- Issue created by @ressa
- Status changed to Needs review
6 months ago 2:43pm 12 June 2024 - 🇩🇰Denmark ressa Copenhagen
Bonus question: Does anyone have any experience with getting fairly fast and short answers (max. 500 characters) from HuggingFace, but getting longer processing time and thereby answers, after upgrading to a paying account?
HuggingFace answers after only 5 seconds with a short reply, whereas OpenAI, which I used previously, spent up to 30 seconds, returning very elaborate replies with up to 4000 character ...

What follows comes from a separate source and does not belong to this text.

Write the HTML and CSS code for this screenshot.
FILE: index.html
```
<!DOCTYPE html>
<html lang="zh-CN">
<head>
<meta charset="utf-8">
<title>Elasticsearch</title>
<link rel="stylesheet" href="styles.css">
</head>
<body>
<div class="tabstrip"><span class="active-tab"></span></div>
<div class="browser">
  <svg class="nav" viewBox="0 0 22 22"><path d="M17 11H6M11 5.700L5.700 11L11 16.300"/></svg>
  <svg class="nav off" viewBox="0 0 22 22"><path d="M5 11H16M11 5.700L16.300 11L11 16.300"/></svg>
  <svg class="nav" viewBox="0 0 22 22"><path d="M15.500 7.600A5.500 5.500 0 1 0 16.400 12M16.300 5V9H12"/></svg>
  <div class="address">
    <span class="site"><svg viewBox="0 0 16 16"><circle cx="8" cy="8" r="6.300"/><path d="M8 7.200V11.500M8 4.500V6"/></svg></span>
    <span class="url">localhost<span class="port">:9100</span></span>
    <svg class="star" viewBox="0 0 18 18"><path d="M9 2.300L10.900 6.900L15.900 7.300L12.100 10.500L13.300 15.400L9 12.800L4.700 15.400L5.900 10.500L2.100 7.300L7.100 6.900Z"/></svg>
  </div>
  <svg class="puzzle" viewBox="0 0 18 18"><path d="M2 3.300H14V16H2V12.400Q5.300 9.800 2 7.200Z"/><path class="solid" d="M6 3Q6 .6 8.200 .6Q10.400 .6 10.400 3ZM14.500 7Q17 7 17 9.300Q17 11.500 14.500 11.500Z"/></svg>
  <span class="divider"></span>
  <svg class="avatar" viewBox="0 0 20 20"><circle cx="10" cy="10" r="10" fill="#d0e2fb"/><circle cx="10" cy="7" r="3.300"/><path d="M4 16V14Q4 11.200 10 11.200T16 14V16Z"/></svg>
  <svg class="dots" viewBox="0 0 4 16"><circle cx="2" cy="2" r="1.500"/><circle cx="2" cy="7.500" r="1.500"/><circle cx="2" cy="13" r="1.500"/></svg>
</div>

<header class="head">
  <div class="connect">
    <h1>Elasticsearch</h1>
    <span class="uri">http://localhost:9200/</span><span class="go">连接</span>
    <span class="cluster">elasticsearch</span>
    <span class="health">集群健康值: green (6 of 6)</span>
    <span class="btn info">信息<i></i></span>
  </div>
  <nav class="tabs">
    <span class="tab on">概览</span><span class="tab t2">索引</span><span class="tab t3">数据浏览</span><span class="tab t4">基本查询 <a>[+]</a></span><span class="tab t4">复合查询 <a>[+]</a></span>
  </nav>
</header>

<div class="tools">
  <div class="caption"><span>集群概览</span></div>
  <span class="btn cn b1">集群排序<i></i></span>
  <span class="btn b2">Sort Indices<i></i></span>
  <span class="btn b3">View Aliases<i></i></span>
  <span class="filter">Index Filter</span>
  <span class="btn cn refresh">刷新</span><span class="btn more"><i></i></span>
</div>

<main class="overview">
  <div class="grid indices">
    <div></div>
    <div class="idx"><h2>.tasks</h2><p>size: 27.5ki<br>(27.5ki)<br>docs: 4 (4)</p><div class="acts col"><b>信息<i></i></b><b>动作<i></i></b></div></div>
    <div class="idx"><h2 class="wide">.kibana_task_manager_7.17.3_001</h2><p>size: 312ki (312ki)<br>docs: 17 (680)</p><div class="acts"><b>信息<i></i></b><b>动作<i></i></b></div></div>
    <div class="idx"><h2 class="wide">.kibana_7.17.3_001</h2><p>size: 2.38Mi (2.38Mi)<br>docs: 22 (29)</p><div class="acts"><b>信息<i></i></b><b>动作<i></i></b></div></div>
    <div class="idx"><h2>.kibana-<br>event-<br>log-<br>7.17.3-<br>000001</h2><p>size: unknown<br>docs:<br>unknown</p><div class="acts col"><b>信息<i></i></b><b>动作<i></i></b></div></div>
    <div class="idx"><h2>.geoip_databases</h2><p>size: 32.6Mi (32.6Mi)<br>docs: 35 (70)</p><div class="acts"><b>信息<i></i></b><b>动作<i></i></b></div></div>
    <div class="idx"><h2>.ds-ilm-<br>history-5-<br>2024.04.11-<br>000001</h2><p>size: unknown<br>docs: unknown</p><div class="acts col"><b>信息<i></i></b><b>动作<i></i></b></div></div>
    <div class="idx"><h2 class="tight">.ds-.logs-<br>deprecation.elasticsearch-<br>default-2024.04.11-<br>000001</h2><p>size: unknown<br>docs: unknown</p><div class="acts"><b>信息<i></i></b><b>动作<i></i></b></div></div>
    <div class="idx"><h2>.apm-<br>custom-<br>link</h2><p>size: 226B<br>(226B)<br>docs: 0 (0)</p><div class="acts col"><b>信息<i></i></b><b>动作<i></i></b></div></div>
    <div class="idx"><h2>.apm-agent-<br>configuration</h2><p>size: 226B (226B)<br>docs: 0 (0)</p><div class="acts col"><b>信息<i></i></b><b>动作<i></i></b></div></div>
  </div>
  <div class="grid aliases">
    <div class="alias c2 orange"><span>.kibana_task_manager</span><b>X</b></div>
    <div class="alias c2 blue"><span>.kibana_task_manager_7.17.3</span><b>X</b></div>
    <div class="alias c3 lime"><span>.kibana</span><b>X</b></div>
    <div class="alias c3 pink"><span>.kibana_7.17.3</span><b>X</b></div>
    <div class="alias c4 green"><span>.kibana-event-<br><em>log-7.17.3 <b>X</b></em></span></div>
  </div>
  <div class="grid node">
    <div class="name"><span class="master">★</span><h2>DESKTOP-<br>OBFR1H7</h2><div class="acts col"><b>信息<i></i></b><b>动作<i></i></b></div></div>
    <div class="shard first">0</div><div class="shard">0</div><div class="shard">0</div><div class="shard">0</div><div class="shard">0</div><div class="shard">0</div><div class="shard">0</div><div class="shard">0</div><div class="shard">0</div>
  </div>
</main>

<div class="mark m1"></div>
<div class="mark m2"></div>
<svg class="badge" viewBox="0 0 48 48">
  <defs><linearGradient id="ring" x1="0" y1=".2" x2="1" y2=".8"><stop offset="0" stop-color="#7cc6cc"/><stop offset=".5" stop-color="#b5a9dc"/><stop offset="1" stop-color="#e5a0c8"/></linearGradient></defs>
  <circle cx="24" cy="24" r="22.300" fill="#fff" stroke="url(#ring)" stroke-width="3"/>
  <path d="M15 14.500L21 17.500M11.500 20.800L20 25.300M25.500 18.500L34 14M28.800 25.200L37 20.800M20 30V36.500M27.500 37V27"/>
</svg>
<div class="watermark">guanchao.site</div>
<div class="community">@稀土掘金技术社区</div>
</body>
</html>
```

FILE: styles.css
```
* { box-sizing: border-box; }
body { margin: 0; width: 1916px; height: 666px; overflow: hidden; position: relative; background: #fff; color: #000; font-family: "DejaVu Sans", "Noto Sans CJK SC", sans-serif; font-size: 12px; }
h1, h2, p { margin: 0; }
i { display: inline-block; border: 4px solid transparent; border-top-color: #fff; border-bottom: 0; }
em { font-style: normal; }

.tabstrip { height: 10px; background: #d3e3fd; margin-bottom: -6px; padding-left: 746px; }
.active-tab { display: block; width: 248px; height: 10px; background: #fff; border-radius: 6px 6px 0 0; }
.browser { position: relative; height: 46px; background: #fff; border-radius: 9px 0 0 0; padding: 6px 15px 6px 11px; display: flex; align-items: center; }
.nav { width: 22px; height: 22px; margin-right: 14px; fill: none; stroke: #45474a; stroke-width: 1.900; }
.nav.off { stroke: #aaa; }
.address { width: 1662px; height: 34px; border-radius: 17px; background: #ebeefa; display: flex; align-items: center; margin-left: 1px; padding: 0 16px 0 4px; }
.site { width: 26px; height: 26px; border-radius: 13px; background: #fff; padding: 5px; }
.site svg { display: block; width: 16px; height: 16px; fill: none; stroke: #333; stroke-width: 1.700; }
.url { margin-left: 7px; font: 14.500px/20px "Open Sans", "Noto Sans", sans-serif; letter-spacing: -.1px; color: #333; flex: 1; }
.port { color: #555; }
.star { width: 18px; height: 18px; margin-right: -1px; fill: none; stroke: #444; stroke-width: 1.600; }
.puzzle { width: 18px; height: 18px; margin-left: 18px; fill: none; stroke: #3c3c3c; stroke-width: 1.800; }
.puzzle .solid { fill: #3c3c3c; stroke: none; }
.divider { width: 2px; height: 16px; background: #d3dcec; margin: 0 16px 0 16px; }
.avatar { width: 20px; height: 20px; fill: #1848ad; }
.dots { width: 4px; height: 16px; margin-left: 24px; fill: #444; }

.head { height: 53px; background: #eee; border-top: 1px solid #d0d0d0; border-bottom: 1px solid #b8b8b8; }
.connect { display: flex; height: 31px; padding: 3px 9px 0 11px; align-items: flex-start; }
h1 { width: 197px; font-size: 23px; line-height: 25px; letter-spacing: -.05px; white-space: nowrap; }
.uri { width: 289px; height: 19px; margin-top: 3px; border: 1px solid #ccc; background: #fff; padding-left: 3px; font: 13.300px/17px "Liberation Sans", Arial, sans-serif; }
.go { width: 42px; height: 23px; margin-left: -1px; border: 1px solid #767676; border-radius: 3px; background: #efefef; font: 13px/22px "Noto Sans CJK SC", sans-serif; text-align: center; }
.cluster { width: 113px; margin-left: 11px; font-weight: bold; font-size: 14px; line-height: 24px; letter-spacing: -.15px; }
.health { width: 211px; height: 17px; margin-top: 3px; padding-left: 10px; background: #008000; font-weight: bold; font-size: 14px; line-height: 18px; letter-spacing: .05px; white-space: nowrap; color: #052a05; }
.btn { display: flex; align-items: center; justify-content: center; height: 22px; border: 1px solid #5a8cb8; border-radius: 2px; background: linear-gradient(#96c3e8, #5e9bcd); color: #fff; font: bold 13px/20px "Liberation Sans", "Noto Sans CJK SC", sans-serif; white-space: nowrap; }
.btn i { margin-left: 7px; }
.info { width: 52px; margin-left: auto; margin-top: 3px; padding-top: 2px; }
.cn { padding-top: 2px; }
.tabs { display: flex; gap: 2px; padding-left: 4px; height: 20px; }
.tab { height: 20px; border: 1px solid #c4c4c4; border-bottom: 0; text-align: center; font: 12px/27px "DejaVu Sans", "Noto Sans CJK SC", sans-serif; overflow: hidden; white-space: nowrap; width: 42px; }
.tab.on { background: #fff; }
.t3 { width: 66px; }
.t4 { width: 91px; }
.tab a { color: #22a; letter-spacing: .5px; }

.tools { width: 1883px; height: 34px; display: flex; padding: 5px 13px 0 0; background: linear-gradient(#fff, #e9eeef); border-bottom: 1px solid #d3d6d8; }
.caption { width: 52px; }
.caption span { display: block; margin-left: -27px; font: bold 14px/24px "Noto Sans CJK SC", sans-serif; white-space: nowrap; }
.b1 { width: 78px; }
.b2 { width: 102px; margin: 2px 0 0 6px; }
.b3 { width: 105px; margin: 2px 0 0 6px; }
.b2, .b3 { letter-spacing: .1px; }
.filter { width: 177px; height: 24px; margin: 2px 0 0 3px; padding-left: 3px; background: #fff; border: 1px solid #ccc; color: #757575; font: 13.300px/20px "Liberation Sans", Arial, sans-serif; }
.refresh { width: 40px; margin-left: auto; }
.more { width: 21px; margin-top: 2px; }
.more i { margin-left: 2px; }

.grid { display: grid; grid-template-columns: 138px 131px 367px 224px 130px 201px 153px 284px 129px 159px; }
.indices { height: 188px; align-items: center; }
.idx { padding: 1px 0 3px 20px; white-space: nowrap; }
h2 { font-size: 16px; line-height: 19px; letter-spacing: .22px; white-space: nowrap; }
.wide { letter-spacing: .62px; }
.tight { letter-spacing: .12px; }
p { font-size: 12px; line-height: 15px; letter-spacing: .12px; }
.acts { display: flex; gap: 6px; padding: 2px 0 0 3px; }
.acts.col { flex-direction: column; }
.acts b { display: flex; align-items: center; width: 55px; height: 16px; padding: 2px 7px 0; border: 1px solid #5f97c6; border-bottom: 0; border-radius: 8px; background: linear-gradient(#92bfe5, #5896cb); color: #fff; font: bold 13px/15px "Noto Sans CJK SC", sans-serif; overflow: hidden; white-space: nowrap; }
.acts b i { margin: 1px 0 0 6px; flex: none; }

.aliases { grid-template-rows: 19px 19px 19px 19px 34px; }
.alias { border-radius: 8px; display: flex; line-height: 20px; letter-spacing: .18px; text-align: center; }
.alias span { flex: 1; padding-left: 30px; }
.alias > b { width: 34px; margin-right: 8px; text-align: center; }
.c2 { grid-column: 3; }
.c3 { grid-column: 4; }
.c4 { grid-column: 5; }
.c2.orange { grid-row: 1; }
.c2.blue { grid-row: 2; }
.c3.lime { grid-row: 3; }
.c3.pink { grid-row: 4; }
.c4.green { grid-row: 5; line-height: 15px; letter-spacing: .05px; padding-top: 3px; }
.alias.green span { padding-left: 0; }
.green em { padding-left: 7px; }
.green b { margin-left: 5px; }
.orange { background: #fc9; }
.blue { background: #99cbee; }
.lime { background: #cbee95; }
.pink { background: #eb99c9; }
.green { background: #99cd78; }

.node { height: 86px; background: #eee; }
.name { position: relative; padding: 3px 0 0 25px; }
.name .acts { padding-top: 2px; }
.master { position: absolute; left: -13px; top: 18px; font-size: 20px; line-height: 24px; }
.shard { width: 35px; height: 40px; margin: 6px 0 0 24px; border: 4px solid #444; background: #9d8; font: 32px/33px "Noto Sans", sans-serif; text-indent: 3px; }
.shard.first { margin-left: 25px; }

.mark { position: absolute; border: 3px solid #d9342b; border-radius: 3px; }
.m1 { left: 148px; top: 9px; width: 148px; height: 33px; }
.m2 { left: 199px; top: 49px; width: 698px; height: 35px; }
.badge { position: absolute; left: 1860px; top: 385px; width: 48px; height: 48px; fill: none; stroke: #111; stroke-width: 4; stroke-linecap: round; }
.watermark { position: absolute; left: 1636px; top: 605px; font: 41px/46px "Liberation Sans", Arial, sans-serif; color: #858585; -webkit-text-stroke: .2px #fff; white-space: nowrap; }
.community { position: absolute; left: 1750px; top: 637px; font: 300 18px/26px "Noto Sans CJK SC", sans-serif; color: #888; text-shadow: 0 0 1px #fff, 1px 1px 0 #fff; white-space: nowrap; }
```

- 🇩🇪Germany marcus_johansson
Thanks, I assume this is already tested by yourself, so I'll set it to fixed. It should be visible in the DEV version.
Regarding you question, do you mean that the Huggingface Pro account, versus normal Huggingface account? If that is the case I wouldn't know. I don't see any difference between them.
If you mean that you are actually paying for a machine via dedicated inference, then the speed depends on the machine size.
- Status changed to Fixed
5 months ago 12:57pm 15 June 2024 - 🇩🇰Denmark ressa Copenhagen
Thanks for a fast reply @Marcus_Johansson.
So I guess there is no way to turn up a time parameter, max. characters ... I assumed that a free account gets for example 5 seconds execution, and 500 characters max., whereas paying customers could in theory be allowed to set a max. execution time and amount of text, for example 30 seconds and 5000 characters.
But since you write "I don't see any difference between them.", so maybe it's not possible. It's just odd, because locally Ollama and Llama3 has no problem crunching a prompt for 15-25 seconds and returning ~5000 characters, but the same model on HuggingFace only thinks for ~5 seconds and returns ~500 characters.
Automatically closed - issue fixed for 2 weeks with no activity.